**Task goal:**
Find and return each line containing "that".

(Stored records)
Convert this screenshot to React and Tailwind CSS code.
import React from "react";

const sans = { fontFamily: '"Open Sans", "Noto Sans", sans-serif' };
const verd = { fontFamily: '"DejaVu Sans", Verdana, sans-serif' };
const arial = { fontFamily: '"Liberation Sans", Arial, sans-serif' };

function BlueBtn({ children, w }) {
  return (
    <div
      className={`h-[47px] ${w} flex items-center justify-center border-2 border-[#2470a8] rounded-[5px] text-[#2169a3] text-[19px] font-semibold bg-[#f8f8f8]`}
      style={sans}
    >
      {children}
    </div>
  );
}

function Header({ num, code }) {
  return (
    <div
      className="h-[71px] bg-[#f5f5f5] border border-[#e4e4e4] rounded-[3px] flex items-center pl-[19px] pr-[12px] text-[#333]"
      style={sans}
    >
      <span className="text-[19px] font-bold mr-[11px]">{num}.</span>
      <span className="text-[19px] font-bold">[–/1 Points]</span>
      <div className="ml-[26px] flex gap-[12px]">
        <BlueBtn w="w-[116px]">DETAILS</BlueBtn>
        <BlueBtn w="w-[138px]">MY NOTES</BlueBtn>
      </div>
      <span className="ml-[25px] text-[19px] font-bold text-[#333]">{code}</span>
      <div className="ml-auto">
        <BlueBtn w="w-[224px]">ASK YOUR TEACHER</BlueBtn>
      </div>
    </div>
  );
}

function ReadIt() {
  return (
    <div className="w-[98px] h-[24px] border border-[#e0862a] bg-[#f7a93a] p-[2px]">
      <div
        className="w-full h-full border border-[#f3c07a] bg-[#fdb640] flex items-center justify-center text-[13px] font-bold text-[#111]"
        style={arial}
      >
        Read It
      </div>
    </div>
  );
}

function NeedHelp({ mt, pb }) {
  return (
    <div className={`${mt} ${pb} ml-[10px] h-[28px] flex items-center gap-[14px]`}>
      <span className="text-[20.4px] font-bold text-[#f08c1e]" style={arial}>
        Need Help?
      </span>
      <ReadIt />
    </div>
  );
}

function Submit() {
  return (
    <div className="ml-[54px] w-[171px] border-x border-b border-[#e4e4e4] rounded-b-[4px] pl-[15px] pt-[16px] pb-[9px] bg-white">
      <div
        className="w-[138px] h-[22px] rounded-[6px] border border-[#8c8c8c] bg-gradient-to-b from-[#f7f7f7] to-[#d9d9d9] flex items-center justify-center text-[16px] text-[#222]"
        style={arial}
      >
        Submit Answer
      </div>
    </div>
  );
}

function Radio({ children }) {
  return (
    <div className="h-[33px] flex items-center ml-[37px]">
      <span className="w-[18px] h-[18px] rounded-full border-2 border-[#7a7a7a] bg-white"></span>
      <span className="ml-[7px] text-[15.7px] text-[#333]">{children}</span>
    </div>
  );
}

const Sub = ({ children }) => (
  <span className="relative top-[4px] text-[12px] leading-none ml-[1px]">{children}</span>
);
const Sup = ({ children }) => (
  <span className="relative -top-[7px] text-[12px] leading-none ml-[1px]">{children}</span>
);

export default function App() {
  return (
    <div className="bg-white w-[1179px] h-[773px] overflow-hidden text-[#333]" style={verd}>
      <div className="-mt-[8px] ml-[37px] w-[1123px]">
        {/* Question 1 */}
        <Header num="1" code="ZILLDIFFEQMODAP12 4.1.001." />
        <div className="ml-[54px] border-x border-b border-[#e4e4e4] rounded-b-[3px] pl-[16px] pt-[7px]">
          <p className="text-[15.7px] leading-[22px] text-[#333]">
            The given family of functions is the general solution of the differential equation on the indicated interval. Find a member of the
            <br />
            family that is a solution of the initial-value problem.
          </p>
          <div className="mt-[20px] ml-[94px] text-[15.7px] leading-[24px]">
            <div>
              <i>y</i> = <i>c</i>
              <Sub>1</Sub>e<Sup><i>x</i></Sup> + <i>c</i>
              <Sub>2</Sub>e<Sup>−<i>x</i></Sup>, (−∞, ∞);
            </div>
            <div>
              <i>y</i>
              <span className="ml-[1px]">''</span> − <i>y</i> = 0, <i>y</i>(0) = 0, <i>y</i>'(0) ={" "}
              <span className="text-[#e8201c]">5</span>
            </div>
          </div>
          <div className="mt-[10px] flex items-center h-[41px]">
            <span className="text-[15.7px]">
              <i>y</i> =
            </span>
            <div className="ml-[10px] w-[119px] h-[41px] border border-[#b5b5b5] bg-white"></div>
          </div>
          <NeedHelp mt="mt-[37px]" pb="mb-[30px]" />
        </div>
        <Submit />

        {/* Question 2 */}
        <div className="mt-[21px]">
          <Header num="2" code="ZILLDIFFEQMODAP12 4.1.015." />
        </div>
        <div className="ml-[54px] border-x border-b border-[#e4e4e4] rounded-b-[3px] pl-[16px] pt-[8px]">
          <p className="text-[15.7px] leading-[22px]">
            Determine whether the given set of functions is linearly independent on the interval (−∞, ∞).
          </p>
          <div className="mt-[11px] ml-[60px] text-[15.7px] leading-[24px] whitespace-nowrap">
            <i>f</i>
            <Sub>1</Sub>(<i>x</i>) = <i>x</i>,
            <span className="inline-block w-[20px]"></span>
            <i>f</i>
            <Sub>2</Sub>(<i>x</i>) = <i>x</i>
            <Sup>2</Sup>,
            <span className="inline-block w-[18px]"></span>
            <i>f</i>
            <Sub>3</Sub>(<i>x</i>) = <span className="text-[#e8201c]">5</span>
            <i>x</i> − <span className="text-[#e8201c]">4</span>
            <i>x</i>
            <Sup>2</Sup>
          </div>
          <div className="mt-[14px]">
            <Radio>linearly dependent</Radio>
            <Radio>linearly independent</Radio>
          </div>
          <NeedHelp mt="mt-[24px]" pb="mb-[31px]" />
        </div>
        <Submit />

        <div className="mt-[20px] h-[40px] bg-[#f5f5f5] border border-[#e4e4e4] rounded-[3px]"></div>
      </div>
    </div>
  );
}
==
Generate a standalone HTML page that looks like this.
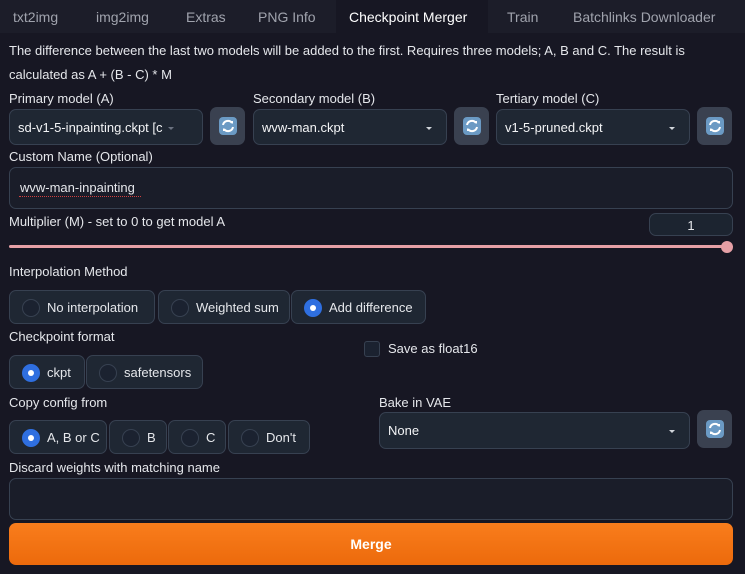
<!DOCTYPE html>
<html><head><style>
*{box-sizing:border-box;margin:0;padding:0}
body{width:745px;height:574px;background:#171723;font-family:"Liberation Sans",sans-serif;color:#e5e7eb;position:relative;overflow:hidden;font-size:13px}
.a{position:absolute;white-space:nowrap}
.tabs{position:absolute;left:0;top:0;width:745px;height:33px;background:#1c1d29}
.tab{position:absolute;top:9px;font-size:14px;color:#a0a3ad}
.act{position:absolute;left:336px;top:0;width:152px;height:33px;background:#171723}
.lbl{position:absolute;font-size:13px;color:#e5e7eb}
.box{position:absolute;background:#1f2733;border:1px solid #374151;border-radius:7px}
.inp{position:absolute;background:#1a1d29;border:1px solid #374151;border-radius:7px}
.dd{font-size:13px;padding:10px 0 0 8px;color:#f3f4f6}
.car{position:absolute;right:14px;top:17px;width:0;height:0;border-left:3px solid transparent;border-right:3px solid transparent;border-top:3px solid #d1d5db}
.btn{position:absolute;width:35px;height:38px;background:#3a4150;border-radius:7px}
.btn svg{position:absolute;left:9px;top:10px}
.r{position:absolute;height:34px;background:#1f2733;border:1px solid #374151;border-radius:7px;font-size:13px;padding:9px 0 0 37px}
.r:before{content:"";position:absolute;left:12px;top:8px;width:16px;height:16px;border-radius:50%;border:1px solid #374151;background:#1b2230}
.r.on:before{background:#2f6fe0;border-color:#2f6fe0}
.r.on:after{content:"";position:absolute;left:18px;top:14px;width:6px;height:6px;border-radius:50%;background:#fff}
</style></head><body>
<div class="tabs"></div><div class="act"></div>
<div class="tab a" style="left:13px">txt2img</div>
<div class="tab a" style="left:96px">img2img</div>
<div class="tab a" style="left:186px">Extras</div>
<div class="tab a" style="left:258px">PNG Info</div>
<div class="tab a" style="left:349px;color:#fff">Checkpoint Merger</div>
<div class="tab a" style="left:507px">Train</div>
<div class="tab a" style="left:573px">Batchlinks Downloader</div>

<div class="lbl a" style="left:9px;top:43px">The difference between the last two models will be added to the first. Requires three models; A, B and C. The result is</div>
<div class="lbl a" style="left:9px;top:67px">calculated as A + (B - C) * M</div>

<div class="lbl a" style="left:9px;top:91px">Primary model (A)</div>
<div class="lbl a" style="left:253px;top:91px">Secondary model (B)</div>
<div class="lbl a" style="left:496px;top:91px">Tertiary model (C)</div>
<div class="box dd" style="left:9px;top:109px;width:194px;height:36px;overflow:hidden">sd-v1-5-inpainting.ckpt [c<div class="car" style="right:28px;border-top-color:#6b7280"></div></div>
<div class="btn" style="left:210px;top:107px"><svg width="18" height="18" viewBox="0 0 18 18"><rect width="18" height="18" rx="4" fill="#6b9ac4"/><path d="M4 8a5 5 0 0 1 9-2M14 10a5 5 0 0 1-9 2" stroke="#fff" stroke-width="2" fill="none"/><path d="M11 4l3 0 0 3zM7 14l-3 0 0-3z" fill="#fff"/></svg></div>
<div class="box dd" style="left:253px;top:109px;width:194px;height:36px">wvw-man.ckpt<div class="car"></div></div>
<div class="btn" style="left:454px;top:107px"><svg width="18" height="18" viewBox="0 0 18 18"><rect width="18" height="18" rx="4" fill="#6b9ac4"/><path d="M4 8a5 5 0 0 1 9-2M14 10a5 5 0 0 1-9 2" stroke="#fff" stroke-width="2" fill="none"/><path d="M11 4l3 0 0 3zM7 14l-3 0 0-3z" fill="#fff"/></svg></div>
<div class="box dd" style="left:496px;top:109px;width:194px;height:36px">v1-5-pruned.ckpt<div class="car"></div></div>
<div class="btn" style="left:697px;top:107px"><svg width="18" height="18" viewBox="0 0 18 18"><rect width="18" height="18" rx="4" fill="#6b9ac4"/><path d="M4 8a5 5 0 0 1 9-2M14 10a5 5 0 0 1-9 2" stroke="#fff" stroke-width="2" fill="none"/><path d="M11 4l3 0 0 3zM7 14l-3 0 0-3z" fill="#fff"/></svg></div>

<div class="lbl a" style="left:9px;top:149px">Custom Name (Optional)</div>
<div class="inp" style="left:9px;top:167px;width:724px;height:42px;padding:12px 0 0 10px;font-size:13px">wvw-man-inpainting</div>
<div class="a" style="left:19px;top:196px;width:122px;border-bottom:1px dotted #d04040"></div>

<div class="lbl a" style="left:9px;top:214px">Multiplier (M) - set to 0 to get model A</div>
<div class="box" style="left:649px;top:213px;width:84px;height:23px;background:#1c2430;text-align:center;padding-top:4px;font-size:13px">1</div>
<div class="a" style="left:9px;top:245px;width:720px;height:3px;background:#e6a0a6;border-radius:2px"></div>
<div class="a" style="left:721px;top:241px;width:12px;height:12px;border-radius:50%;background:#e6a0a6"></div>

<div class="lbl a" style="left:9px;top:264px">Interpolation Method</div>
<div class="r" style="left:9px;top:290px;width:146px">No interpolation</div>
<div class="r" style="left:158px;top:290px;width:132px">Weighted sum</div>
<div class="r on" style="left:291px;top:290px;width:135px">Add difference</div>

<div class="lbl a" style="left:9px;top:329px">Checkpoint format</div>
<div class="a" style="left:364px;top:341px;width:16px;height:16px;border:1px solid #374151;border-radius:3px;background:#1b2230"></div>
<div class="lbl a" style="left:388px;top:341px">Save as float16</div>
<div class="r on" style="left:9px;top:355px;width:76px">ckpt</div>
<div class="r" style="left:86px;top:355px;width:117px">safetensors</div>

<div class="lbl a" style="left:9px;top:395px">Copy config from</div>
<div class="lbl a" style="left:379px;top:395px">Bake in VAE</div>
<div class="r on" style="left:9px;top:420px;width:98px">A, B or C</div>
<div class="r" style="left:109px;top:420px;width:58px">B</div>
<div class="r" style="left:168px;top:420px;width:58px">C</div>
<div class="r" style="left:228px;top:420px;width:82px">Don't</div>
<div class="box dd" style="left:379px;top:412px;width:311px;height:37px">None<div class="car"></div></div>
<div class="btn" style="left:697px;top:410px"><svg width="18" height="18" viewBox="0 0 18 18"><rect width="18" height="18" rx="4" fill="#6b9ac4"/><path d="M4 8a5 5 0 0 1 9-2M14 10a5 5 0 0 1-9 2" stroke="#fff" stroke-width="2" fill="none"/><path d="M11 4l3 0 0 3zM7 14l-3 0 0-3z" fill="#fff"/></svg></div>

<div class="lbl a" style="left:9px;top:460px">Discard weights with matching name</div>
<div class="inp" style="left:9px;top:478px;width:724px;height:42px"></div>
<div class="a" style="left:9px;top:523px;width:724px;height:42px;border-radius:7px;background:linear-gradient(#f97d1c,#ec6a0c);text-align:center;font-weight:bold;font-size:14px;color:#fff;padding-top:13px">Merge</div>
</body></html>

**Solution below:**
            family that is a solution of the initial-value problem.
Generate a standalone HTML page that looks like this.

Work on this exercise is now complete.